Broken Girls by J. M. Ryan is a young adult work of fiction about a teen girl who was once a part of a "mean girls" clique and quickly falls from grace and becomes the persona non grata amongst her high school peers.

In just under 200 pages, Ryan crafts a story that touches on many important and relevant topics to teenagers today including popularity, academic success and college pursuits, grief, shame, divorce, friendship, and peer pressure. The book is narrated by the unlikable protagonist, Candace. We meet her and her friends: Luke (boyfriend), Drea, Allison, and Mindy. Very early in the book, we learn of an act her father commits that vastly changes the course of her senior year in high school. While Candace starts off as unlikable, the author does develop her character throughout the novel. Candace doesn't become totally likable by the end, but we do see growth in her, which makes the story more realistic.

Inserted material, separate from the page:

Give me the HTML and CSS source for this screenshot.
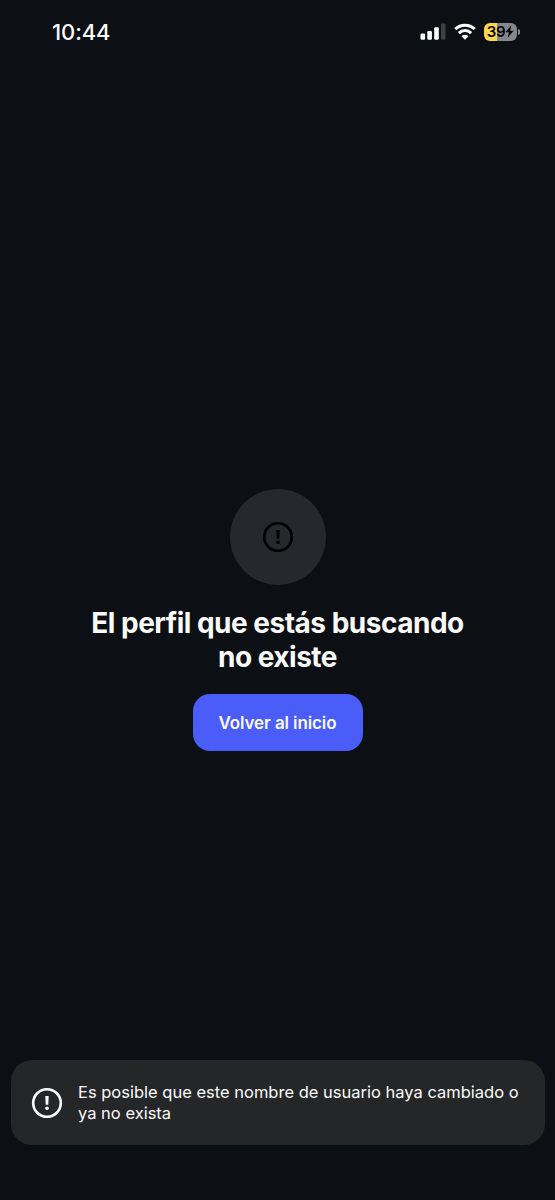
FILE: index.html
```html
<!DOCTYPE html>
<html lang="es">
<head>
  <meta charset="UTF-8" />
  <meta name="viewport" content="width=device-width, initial-scale=1.0" />
  <title>Perfil no encontrado</title>
  <link rel="stylesheet" href="styles.css">
</head>
<body>
  <header class="status-bar">
    <span class="time">10:44</span>
    <div class="status-icons">
      <svg class="signal" width="26" height="17" viewBox="0 0 26 17">
        <rect x="0.5" y="10.5" width="4.6" height="6.2" rx="1.2" fill="#fff" />
        <rect x="7.3" y="8" width="4.6" height="8.7" rx="1.2" fill="#fff" />
        <rect x="14.2" y="4.3" width="4.6" height="12.4" rx="1.2" fill="#fff" />
        <rect x="21" y="0.5" width="4.6" height="16.2" rx="1.2" fill="#3d4043" />
      </svg>
      <svg class="wifi" width="22" height="17" viewBox="0 0 22 17">
        <g fill="none" stroke="#fff" stroke-width="3.1">
          <path d="M1.3 6.2a13.8 13.8 0 0 1 19.4 0" />
          <path d="M4.9 10.1a8.6 8.6 0 0 1 12.2 0" />
        </g>
        <path d="M11 16.8l-3.5-3.6a5 5 0 0 1 7 0z" fill="#fff" />
      </svg>
      <div class="battery">
        <span class="battery-level">39</span>
        <svg class="bolt" width="9" height="13" viewBox="0 0 9 13">
          <path d="M6.3 0.3L0.4 7.3h3.5L2.7 12.7L8.6 5.7H5.1z" fill="#000" />
        </svg>
      </div>
      <span class="battery-cap"></span>
    </div>
  </header>

  <main class="empty-state">
    <div class="empty-icon">
      <svg width="32" height="32" viewBox="0 0 32 32">
        <circle cx="16" cy="16" r="13.8" fill="none" stroke="currentColor" stroke-width="2.6" />
        <path d="M14.3 9h3.4l-.4 8.8h-2.6z" fill="currentColor" />
        <circle cx="16" cy="21.3" r="1.8" fill="currentColor" />
      </svg>
    </div>
    <h1>El perfil que estás buscando<br>no existe</h1>
    <button class="home-button" type="button">Volver al inicio</button>
  </main>

  <div class="toast">
    <svg width="32" height="32" viewBox="0 0 32 32">
      <circle cx="16" cy="16" r="13.8" fill="none" stroke="currentColor" stroke-width="2.6" />
      <path d="M14.3 9h3.4l-.4 8.8h-2.6z" fill="currentColor" />
      <circle cx="16" cy="21.3" r="1.8" fill="currentColor" />
    </svg>
    <p>Es posible que este nombre de usuario haya cambiado o<br>ya no exista</p>
  </div>
</body>
</html>
```
FILE: styles.css
```css
* {
  box-sizing: border-box;
}
body {
  display: flex;
  flex-direction: column;
  height: 1200px;
  margin: 0;
  padding-bottom: 55px;
  background: #0c0f14;
  color: #fafafa;
  font-family: Inter, "Liberation Sans", sans-serif;
  overflow: hidden;
}
.status-bar {
  display: flex;
  align-items: center;
  justify-content: space-between;
  height: 63px;
  padding: 0 35px 0 52px;
}
.time {
  font-size: 22px;
  font-weight: 500;
  letter-spacing: -0.1px;
}
.status-icons {
  display: flex;
  align-items: center;
}
.wifi {
  margin: 0 8px;
}
.battery {
  display: flex;
  align-items: center;
  justify-content: center;
  width: 33px;
  height: 18px;
  border-radius: 6px;
  background: linear-gradient(to right, #fbd84b 39%, #86878b 39%);
  color: #000;
}
.battery-level {
  font-size: 15px;
  font-weight: 600;
  line-height: 18px;
  letter-spacing: -0.2px;
}
.battery-cap {
  width: 2px;
  height: 6px;
  margin-left: 1px;
  border-radius: 0 3px 3px 0;
  background: #86878b;
}
.empty-state {
  display: flex;
  flex: 1;
  flex-direction: column;
  align-items: center;
  padding-top: 425.5px;
}
.empty-icon {
  display: flex;
  align-items: center;
  justify-content: center;
  width: 96px;
  height: 96px;
  border-radius: 50%;
  background: #25282c;
  color: #000;
}
h1 {
  margin: 21.5px 0 20px;
  font-size: 28px;
  font-weight: 700;
  line-height: 34px;
  letter-spacing: -0.5px;
  text-align: center;
  white-space: nowrap;
}
.home-button {
  width: 170px;
  height: 57px;
  padding: 0;
  border: none;
  border-radius: 17px;
  background: #4a5df9;
  color: #fafafa;
  font-family: inherit;
  font-size: 17px;
  font-weight: 600;
  letter-spacing: -0.1px;
  white-space: nowrap;
}
.toast {
  display: flex;
  align-items: center;
  gap: 15px;
  height: 85px;
  margin: 0 10px 0 11px;
  padding-left: 20px;
  border-radius: 21px;
  background: #252628;
}
.toast p {
  margin: 0;
  font-size: 16.5px;
  line-height: 21px;
  white-space: nowrap;
}
```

I enjoyed the story and its related themes, but there were a couple of issues I had with the book. In my opinion, the author opened the story by introducing too many characters in the first few paragraphs. It was difficult to discern what role each one was going to play. Because many of the young girls in this book were influenced by peer pressure, their personalities were similar, so I had to jot down the names and a brief description to keep them straight in my mind. Candace, narrates the novel, but we don't learn her name well into first chapter of the book. Broken Girls is Ryan's debut novel, and I can certainly tell that it was a labor of love; however, there is definitely some more polishing that could have been done. I found several typos (probable instead of probably; Robbie when the character had been referred to as Robby for 2/3 of the book). I felt that some of the language the author used wasn't typical of the way teens speak today, and the Shannon character could have been more fully developed (or removed from the story). As a character, the author hinted that Shannon was going through some very difficult (maybe even criminal) situations, but the introduction of that information wasn't carefully constructed or resolved.

Recommendation: For the young adult audience, I think this book would bring about meaningful discussion on topics that most teens face. My only caution is that there is heavy language and some sexually-explicit scenes. I was gifted an electronic copy of this book in exchange for a critical review.